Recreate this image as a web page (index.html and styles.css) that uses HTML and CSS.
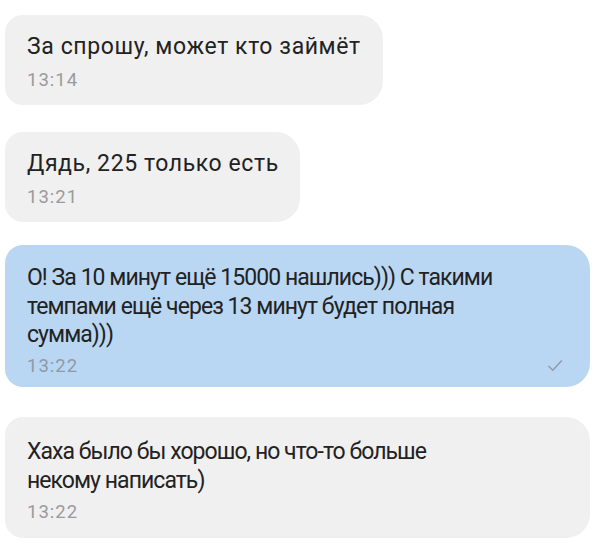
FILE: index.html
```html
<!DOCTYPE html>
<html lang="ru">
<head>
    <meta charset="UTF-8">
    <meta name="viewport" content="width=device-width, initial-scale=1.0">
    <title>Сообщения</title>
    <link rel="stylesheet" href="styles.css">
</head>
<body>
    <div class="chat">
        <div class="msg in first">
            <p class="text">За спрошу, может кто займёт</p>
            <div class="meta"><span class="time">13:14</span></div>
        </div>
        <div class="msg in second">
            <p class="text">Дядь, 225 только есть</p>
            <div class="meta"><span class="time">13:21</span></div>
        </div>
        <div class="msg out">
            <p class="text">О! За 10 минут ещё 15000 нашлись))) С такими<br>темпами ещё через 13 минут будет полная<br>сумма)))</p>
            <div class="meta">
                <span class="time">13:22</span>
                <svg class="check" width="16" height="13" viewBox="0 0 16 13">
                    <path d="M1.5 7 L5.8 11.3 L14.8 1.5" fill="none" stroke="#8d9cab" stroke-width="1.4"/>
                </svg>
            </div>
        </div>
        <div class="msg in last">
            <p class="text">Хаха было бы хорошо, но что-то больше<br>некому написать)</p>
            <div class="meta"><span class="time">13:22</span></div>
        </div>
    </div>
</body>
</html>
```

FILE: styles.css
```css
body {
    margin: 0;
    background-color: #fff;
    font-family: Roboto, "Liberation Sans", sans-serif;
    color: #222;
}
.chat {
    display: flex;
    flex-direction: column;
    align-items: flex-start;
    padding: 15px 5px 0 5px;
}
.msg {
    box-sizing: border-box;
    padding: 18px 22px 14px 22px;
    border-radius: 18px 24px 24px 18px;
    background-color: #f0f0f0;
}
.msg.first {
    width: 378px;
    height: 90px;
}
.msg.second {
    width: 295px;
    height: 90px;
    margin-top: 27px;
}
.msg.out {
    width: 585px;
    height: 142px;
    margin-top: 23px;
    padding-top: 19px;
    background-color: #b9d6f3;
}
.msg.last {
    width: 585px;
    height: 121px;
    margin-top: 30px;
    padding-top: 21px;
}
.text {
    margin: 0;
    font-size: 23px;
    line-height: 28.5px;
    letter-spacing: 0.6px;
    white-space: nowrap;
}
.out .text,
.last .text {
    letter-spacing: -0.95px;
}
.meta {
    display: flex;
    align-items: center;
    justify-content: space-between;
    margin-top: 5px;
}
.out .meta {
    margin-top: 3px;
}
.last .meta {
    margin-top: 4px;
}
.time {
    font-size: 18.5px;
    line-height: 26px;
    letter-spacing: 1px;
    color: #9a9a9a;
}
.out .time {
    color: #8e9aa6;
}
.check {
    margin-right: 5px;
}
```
========================================
Extract all lines containing the word "styles".

Recreate this image as a web page (index.html and styles.css) that uses HTML and CSS.
    <link rel="stylesheet" href="styles.css">
FILE: styles.css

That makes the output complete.